Further delving into the current state of Alternative Music, Mike offered the following: “The alternative scene right now is great because it offers really different styles/genres like indie-ectronica, synthpop, and indie rock all meeting up. Some heavy ’80s influences as well as well as Motown samples find their way into some tracks.”

Mike also noted that there a number of “more polished garage bands” on the scene. The Spotify playlist of the song suggestions that he sent me is here:

This list is kind of a blend of all of that,” Mike explained. “Listening to new Alternative really requires the listener to really open up to a lot of styles of music to enjoy.”

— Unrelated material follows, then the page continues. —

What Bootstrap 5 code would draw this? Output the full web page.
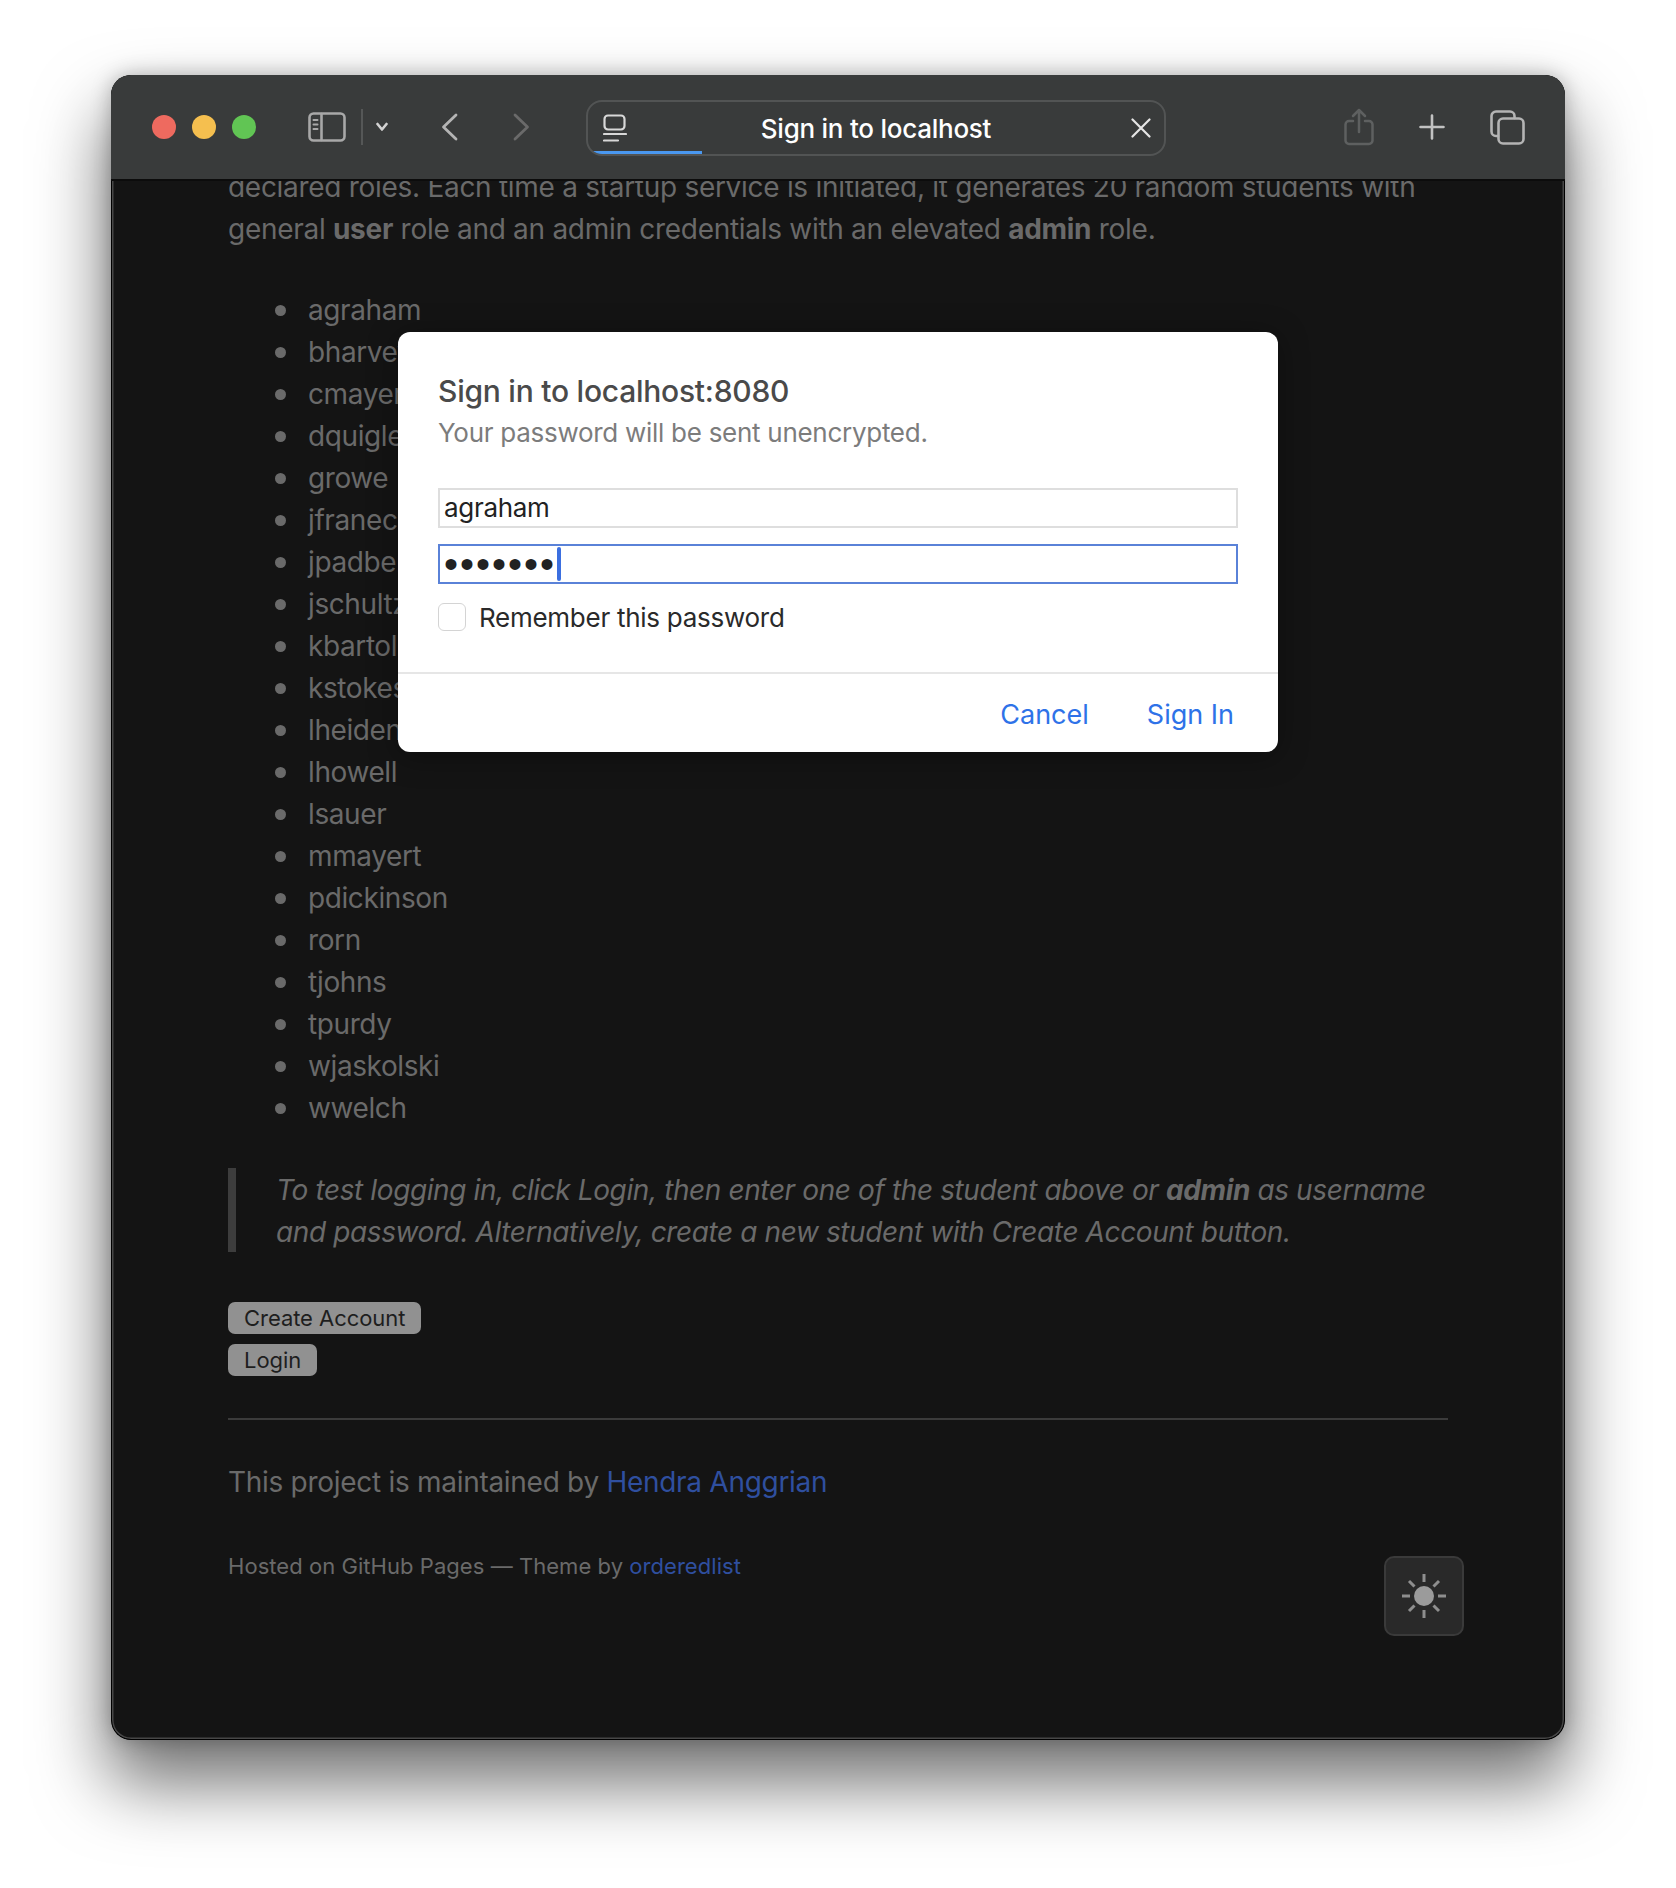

That said, here’s the chart:

  1. Young the Giant – It’s about Time
  2. Lorde – Team
  3. Broken Bells – Holding On for Life
  4. Foster the People – Coming of Age
  5. Arctic Monkeys – Do I Wanna Know?
  6. Bad Suns – Cardiac Arrest
  7. U2 – Invisible
  8. Phantogram – Fall In Love
  9. The Neighbourhood – Afraid
  10. Beck – Blue Moon
  11. Kongos – Come With Me Now
  12. The Frey – Love Don’t Die
  13. Vance Joy – Riptide
  14. Fitz & the Tantrums – I Need You Now
  15. Chvches – The Mother We Share
  16. Harrison Hudson – Curious
  17. American Authors – Best Day of My Life
  18. Vampire Weekend – Unbelievers
  19. Said the Whale – I Love You
  20. Bastille – Bad Blood
  21. Neon Trees – Sleeping With a Friend
  22. Sleeper Agent – Waves
  23. Boy & Bear – Southern Sun
  24. Silverson Pickups – Cannibal
  25. J Roddy Walston & the Business – Heavy Bells
  26. Bear Hands – Giants
  27. Of Monsters and Men – Dirty Paws
  28. Paris – Magic Man
  29. Big Data F; Joywave – Dangerous
  30. Keiser Chiefs – Coming Home

Vegas Arcade will be back in the Tunkhannock area with a show at the Lake Carey Inn on Saturday, April 19. In the meantime, you can catch them at the Vspot in Scranton on Friday, March 28, and in Bar Louie at the Mohegan Sun Resort on Saturday, March 29.